Georgia Dopers: What y'all know about Gainesville?

I’ve been asked by a former co-worker to apply for a job in Gainesville, Georgia. I’ve checked out the job description and the (very small) school and while the salary’s not great the upper-end (which is what I should get based on my experience) is ‘reasonable’ and more importantly the job sounds like something I’d enjoy. I know pretty much nothing of Gainesville, but I like it’s size (large town/small city) and its geography (about 30 minutes from the Georgia mountains [well, the beginnings of them] and an hour from downtown Atlanta]).

Does anybody know anything about the town itself? I’m interested in pretty much anything you can tell me, but particularly the bread’n’butter things such as affordable middle class housing, are the people friendly?, is it ultra-conservative/weirdly liberal, decent mom n pop restaurants, etc… (I can do online research of course but prefer firsthand “tell it like it is or at least like ya see it” accounts.)
*i.e. The workplace is small enough place to not have all the *@#*(#@ bureaucracy of bigger schools and be able to have some creative input, it offers the chance to teach some for credit courses [I haven’t done that in years and I miss it], lots of non-trads [my favorite students in general- teenagers become less cute [other than perhaps physically] with each passing year], no publish-or-perish environment [I don’t mind writing in the least but I *HATE* being required to publish x articles every y months when said articles are never going to be read by a damned person other than perhaps someone doing research to write articles that are never going to be read by another damned person in order to satisfy asinine tenure requirements], but large enough to have all the best databases (sorely missed where I work now), humanities courses, etc., and part of the University System of Georgia. Plus, Athens is an hour away if I ever need a huge library.
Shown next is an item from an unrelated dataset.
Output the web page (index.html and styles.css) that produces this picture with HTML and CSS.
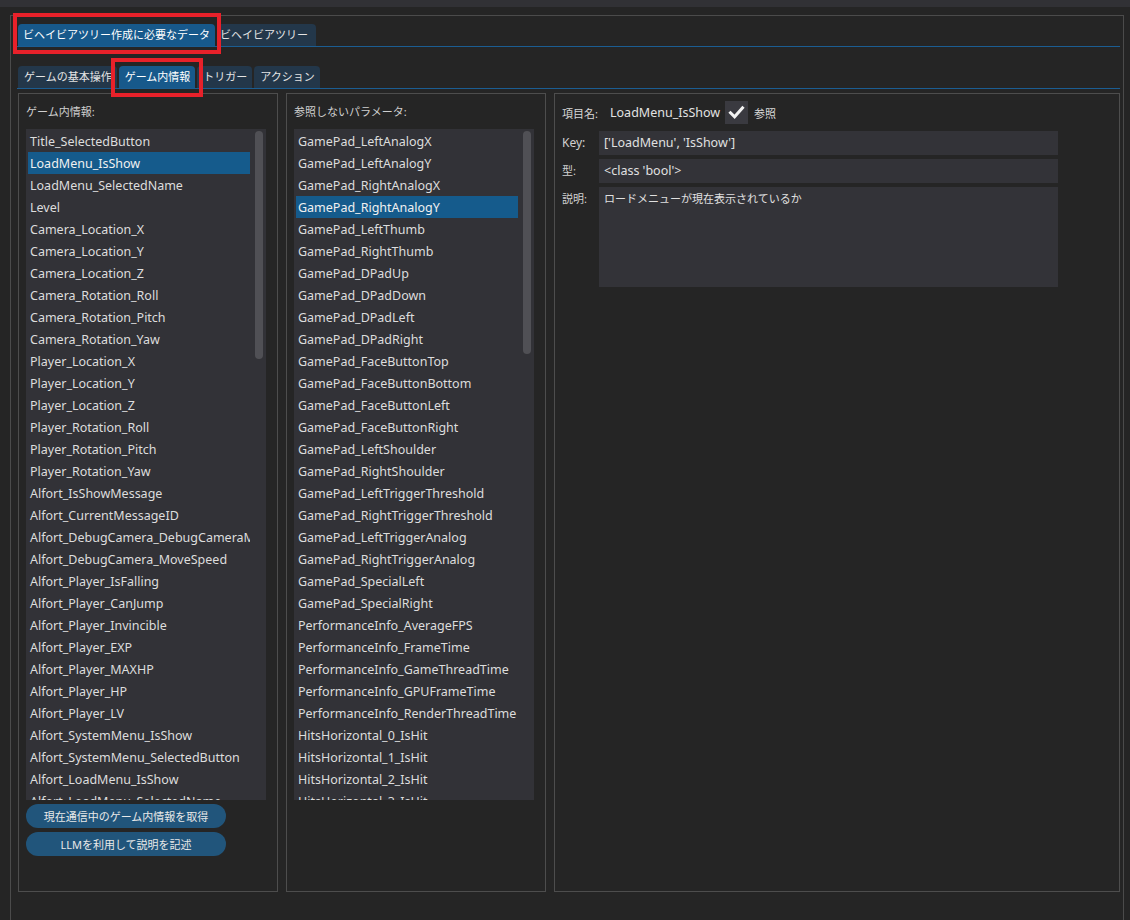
FILE: index.html
```html
<!DOCTYPE html>
<html lang="ja">
<head>
<meta charset="utf-8">
<title>ビヘイビアツリー</title>
<link rel="stylesheet" href="styles.css">
</head>
<body>
<div class="titlebar"></div>
<div class="frame">
  <div class="tabbar top-tabs">
    <div class="tab active">ビヘイビアツリー作成に必要なデータ</div>
    <div class="tab wide">ビヘイビアツリー</div>
  </div>
  <div class="tabbar sub-tabs">
    <div class="tab">ゲームの基本操作</div>
    <div class="tab active">ゲーム内情報</div>
    <div class="tab">トリガー</div>
    <div class="tab">アクション</div>
  </div>
  <div class="panels">
    <section class="panel">
      <div class="panel-label">ゲーム内情報:</div>
      <div class="listbox">
        <ul class="items">
          <li>Title_SelectedButton</li>
          <li class="sel">LoadMenu_IsShow</li>
          <li>LoadMenu_SelectedName</li>
          <li>Level</li>
          <li>Camera_Location_X</li>
          <li>Camera_Location_Y</li>
          <li>Camera_Location_Z</li>
          <li>Camera_Rotation_Roll</li>
          <li>Camera_Rotation_Pitch</li>
          <li>Camera_Rotation_Yaw</li>
          <li>Player_Location_X</li>
          <li>Player_Location_Y</li>
          <li>Player_Location_Z</li>
          <li>Player_Rotation_Roll</li>
          <li>Player_Rotation_Pitch</li>
          <li>Player_Rotation_Yaw</li>
          <li>Alfort_IsShowMessage</li>
          <li>Alfort_CurrentMessageID</li>
          <li>Alfort_DebugCamera_DebugCameraMode</li>
          <li>Alfort_DebugCamera_MoveSpeed</li>
          <li>Alfort_Player_IsFalling</li>
          <li>Alfort_Player_CanJump</li>
          <li>Alfort_Player_Invincible</li>
          <li>Alfort_Player_EXP</li>
          <li>Alfort_Player_MAXHP</li>
          <li>Alfort_Player_HP</li>
          <li>Alfort_Player_LV</li>
          <li>Alfort_SystemMenu_IsShow</li>
          <li>Alfort_SystemMenu_SelectedButton</li>
          <li>Alfort_LoadMenu_IsShow</li>
          <li>Alfort_LoadMenu_SelectedName</li>
        </ul>
        <div class="scrollbar sb1"></div>
      </div>
      <button class="pill">現在通信中のゲーム内情報を取得</button>
      <button class="pill">LLMを利用して説明を記述</button>
    </section>
    <section class="panel">
      <div class="panel-label">参照しないパラメータ:</div>
      <div class="listbox">
        <ul class="items">
          <li>GamePad_LeftAnalogX</li>
          <li>GamePad_LeftAnalogY</li>
          <li>GamePad_RightAnalogX</li>
          <li class="sel">GamePad_RightAnalogY</li>
          <li>GamePad_LeftThumb</li>
          <li>GamePad_RightThumb</li>
          <li>GamePad_DPadUp</li>
          <li>GamePad_DPadDown</li>
          <li>GamePad_DPadLeft</li>
          <li>GamePad_DPadRight</li>
          <li>GamePad_FaceButtonTop</li>
          <li>GamePad_FaceButtonBottom</li>
          <li>GamePad_FaceButtonLeft</li>
          <li>GamePad_FaceButtonRight</li>
          <li>GamePad_LeftShoulder</li>
          <li>GamePad_RightShoulder</li>
          <li>GamePad_LeftTriggerThreshold</li>
          <li>GamePad_RightTriggerThreshold</li>
          <li>GamePad_LeftTriggerAnalog</li>
          <li>GamePad_RightTriggerAnalog</li>
          <li>GamePad_SpecialLeft</li>
          <li>GamePad_SpecialRight</li>
          <li>PerformanceInfo_AverageFPS</li>
          <li>PerformanceInfo_FrameTime</li>
          <li>PerformanceInfo_GameThreadTime</li>
          <li>PerformanceInfo_GPUFrameTime</li>
          <li>PerformanceInfo_RenderThreadTime</li>
          <li>HitsHorizontal_0_IsHit</li>
          <li>HitsHorizontal_1_IsHit</li>
          <li>HitsHorizontal_2_IsHit</li>
          <li>HitsHorizontal_3_IsHit</li>
        </ul>
        <div class="scrollbar sb2"></div>
      </div>
    </section>
    <section class="panel detail">
      <div class="detail-head">
        <span class="dlabel">項目名:</span>
        <span class="latin name">LoadMenu_IsShow</span>
        <span class="checkbox">
          <svg width="23" height="23" viewBox="0 0 23 23"><path d="M5.5 11.8 L9.6 15.8 L17.5 6.8" fill="none" stroke="#f2f2f2" stroke-width="3" stroke-linecap="square"/></svg>
        </span>
        <span class="check-text">参照</span>
      </div>
      <div class="field">
        <span class="flabel latin">Key:</span>
        <div class="input latin">['LoadMenu', 'IsShow']</div>
      </div>
      <div class="field">
        <span class="flabel">型:</span>
        <div class="input latin">&lt;class 'bool'&gt;</div>
      </div>
      <div class="field">
        <span class="flabel">説明:</span>
        <div class="input textarea">ロードメニューが現在表示されているか</div>
      </div>
    </section>
  </div>
</div>
<div class="mark mark1"></div>
<div class="mark mark2"></div>
</body>
</html>
```
FILE: styles.css
```css
* { box-sizing: border-box; }
html, body { margin: 0; padding: 0; }
body {
  background: #252525;
  color: #dedede;
  font-family: "Noto Sans", "Noto Sans CJK JP", sans-serif;
  font-size: 11px;
  width: 1130px;
  height: 920px;
  overflow: hidden;
  position: relative;
}
.latin { font-size: 12.5px; }
.titlebar { height: 7px; background: #313135; }
.frame {
  margin: 8px 0 0 10px;
  width: 1114px;
  height: 905px;
  border: 1px solid #4b4b4b;
  border-bottom: none;
  padding: 8px 3px 0 6px;
}
.tabbar {
  display: flex;
  border-bottom: 1px solid #1b5d92;
  padding-left: 1px;
  height: 23px;
}
.top-tabs { gap: 2px; }
.sub-tabs { gap: 2px; margin-top: 19px; }
.tab {
  height: 22px;
  line-height: 22px;
  padding: 0 5px 0 6px;
  background: #23374a;
  color: #e4e4e4;
  border-radius: 4px 4px 0 0;
  white-space: nowrap;
}
.tab.active { background: #17598b; color: #ffffff; }
.top-tabs .tab { padding: 0 5px 0 5px; }
.top-tabs .tab.wide { padding: 0 8px 0 3px; }
.panels {
  display: flex;
  gap: 8px;
  margin-top: 4px;
  margin-left: 1px;
  height: 799px;
}
.panel {
  width: 260px;
  height: 799px;
  border: 1px solid #4d4d4d;
  padding: 7px 11px 0 7px;
}
.panel-label {
  height: 22px;
  line-height: 22px;
  color: #cfcfcf;
  margin-bottom: 6px;
}
.listbox {
  width: 240px;
  height: 671px;
  background: #323237;
  display: flex;
  padding: 1px 2px;
  overflow: hidden;
}
.items {
  list-style: none;
  margin: 0;
  padding: 0;
  width: 222px;
  flex: 0 0 222px;
}
.items li {
  height: 22px;
  line-height: 23px;
  padding-left: 2px;
  white-space: nowrap;
  overflow: hidden;
  font-size: 12.5px;
  color: #dddddd;
}
.items li.sel { background: #155b8c; color: #f0f0f0; }
.scrollbar {
  width: 8px;
  margin-left: 5px;
  margin-top: 1px;
  background: #505055;
  border-radius: 4px;
  flex: 0 0 8px;
}
.sb1 { height: 228px; }
.sb2 { height: 223px; }
.pill {
  display: block;
  width: 200px;
  height: 24px;
  margin-top: 4px;
  border: none;
  border-radius: 12px;
  background: #21557b;
  color: #e8e8e8;
  font-family: inherit;
  font-size: 11px;
  padding: 0;
}
.detail { flex: 1; width: auto; padding-right: 0; }
.detail-head {
  display: flex;
  align-items: center;
  height: 23px;
  margin-bottom: 7px;
}
.dlabel { width: 48px; color: #d8d8d8; }
.name { color: #e2e2e2; width: 115px; }
.checkbox {
  width: 23px;
  height: 23px;
  background: #3a3a40;
  display: flex;
}
.check-text { margin-left: 6px; color: #d8d8d8; }
.field { display: flex; margin-bottom: 4px; }
.flabel {
  width: 37px;
  line-height: 24px;
  color: #d0d0d0;
}
.flabel.latin { font-size: 12px; }
.input {
  width: 459px;
  height: 24px;
  line-height: 24px;
  background: #333338;
  padding-left: 5px;
  color: #e0e0e0;
}
.textarea {
  height: 100px;
  line-height: 23px;
  font-size: 11px;
  padding-top: 0;
}
.mark {
  position: absolute;
  border: 4px solid #e8212a;
  pointer-events: none;
}
.mark1 { left: 13px; top: 13px; width: 208px; height: 41px; }
.mark2 { left: 111px; top: 58px; width: 92px; height: 39px; }
```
My wife works for a Character Education nonprofit in DC and part of her job is to go out and review schools’ character ed programs. She did this in Gainesville, and was very impressed by their very positive and successful environment.

She also said she was impressed with the aplomb the schools seemed to be handling a very large, very recent influx of hispanic students.

ETA: Crap, you’re talking college; I’m talking high school.

Still helps, thanks. I did notice they have an unusually high Spanish population (more Hispanics than blacks in fact, which is unusual for the south outside of the mountains, but becoming less so).

Isn’t that where all of the chicken farms are?

Yeah, there are lots of them there. I’ve wondered if that creates much of a smell. (I know for a while many were located in Chamblee and were moved due to the public outrage*, so I’ve wondered how big of an issue that would be.

I live about 15 miles from a city called Prattville that has a major paper mill. In spite of the distance there are nights I can smell the skunk like stench of the place from my house. I’d hate to live near something like that.

*That’s also when Chamblee got so many Asian immigrants it was nicknamed Chambodia.

I’m sure it’ll be conservative, in the typical suburban Atlanta way. Lake Lanier is right there, if you enjoy water (though it’s a couple of quarts low at the moment).

Gainesville has been a fast-growing area over the past couple of decades.

Odd detail: Gainesville seems to be in some sort of tornado alley. It’s had some bad ones over the years, the worst being the tornado of 1936.

Other than that, can’t tell you much, as I rarely make it up that way.